Start of GIVEN RECORDS
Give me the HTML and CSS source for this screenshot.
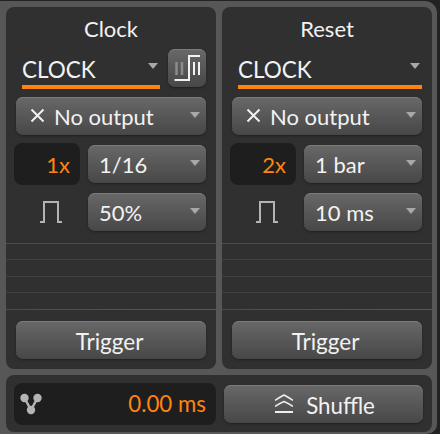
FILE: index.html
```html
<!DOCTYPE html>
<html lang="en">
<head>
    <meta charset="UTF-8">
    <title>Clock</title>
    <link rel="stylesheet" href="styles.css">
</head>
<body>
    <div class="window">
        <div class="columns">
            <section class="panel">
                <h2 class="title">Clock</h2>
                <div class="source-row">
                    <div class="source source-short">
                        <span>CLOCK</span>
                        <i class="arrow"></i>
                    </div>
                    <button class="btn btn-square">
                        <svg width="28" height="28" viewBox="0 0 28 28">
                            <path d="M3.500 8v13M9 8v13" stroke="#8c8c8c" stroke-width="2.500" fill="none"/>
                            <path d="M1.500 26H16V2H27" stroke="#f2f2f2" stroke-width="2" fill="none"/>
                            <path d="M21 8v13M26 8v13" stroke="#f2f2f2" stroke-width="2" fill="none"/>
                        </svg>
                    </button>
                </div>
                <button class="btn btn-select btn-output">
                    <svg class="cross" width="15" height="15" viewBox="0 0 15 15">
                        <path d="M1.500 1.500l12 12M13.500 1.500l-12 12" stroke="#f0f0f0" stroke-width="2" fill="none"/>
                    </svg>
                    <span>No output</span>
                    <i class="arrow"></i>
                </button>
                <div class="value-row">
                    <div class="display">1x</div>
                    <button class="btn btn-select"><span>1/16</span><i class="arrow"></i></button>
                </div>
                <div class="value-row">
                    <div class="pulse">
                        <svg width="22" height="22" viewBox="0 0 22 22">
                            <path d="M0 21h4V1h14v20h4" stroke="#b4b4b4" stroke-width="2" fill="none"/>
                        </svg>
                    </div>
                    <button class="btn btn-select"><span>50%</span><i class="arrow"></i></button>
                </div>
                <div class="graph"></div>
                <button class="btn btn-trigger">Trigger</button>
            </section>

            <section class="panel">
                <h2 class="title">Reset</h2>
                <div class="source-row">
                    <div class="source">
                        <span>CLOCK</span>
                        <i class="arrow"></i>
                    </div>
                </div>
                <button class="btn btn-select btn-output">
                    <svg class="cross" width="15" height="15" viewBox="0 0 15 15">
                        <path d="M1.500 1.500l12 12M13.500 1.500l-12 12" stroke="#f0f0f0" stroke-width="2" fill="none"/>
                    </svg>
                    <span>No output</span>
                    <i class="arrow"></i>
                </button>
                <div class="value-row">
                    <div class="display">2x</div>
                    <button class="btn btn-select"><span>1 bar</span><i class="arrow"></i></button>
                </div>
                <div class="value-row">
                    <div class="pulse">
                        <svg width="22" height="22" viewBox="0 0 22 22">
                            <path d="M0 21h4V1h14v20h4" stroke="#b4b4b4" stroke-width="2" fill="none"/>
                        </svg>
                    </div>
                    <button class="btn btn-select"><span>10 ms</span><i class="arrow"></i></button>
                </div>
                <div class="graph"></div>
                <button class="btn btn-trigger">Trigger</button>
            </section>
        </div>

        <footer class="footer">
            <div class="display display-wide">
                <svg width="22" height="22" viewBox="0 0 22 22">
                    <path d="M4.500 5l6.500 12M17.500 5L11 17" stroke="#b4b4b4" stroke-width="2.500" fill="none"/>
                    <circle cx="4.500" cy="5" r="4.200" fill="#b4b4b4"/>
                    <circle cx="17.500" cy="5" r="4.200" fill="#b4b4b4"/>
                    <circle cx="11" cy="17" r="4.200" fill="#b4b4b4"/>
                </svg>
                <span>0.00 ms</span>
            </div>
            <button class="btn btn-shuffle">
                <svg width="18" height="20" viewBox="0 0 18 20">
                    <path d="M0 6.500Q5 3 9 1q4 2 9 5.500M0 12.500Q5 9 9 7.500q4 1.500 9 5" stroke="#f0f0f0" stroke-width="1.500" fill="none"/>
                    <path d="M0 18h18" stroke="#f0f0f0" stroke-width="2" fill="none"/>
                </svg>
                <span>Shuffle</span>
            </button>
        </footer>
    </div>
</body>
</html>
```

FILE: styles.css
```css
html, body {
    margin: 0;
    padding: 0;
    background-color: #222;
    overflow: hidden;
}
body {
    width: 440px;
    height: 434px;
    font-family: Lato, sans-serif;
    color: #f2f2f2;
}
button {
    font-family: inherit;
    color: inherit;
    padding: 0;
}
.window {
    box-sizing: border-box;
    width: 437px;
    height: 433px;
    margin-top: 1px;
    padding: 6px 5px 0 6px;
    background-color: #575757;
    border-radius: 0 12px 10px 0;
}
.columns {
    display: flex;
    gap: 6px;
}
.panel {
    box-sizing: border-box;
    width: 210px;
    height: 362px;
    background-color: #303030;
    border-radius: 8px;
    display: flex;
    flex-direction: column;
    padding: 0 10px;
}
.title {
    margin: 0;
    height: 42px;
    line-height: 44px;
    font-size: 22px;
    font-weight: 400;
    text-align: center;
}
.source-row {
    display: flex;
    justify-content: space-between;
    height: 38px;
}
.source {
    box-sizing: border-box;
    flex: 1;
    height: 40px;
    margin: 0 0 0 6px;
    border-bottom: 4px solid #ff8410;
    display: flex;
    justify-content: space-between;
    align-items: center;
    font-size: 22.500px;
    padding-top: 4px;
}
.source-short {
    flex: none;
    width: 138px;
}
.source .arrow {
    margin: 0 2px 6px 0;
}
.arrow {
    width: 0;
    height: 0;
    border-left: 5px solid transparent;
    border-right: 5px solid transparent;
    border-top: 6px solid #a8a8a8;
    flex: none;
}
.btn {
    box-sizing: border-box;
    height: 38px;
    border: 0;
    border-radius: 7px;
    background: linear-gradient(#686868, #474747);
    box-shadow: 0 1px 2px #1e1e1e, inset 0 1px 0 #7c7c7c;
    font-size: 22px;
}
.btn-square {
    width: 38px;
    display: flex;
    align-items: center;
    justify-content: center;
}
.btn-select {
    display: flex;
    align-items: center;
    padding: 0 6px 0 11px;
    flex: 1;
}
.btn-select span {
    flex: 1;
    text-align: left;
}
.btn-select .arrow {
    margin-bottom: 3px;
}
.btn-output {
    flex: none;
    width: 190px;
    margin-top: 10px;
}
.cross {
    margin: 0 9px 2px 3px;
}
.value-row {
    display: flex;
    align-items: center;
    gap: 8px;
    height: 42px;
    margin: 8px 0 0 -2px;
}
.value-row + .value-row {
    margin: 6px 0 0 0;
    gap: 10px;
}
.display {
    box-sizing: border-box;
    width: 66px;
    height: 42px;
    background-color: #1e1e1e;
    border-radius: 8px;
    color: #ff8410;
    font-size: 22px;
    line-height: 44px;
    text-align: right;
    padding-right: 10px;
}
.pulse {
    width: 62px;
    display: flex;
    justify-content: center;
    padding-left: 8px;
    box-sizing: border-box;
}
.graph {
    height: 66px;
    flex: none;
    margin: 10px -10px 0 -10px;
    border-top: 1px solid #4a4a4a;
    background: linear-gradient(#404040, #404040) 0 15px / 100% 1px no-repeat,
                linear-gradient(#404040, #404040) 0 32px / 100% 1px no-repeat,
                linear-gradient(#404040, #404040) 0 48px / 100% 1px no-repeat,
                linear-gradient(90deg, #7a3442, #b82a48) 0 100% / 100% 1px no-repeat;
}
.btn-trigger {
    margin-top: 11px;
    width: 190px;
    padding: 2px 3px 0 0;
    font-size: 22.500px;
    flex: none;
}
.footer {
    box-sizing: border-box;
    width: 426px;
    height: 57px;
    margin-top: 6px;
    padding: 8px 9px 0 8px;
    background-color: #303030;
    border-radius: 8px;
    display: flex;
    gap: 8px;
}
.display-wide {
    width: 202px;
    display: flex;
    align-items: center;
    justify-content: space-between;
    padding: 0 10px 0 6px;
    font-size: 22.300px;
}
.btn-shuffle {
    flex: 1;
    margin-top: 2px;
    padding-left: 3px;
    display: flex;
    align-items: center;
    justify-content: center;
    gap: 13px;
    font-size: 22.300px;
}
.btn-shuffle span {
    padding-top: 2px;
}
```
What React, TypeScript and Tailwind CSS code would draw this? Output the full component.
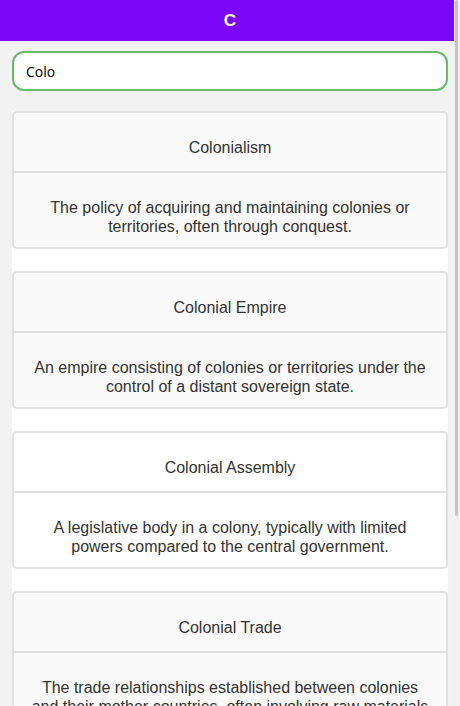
End of GIVEN RECORDS
EXERCISE AIM ->
In the listing above, how many lines include the word "this"? Answer with the number and nothing more.

EXERCISE ANSWER ->
2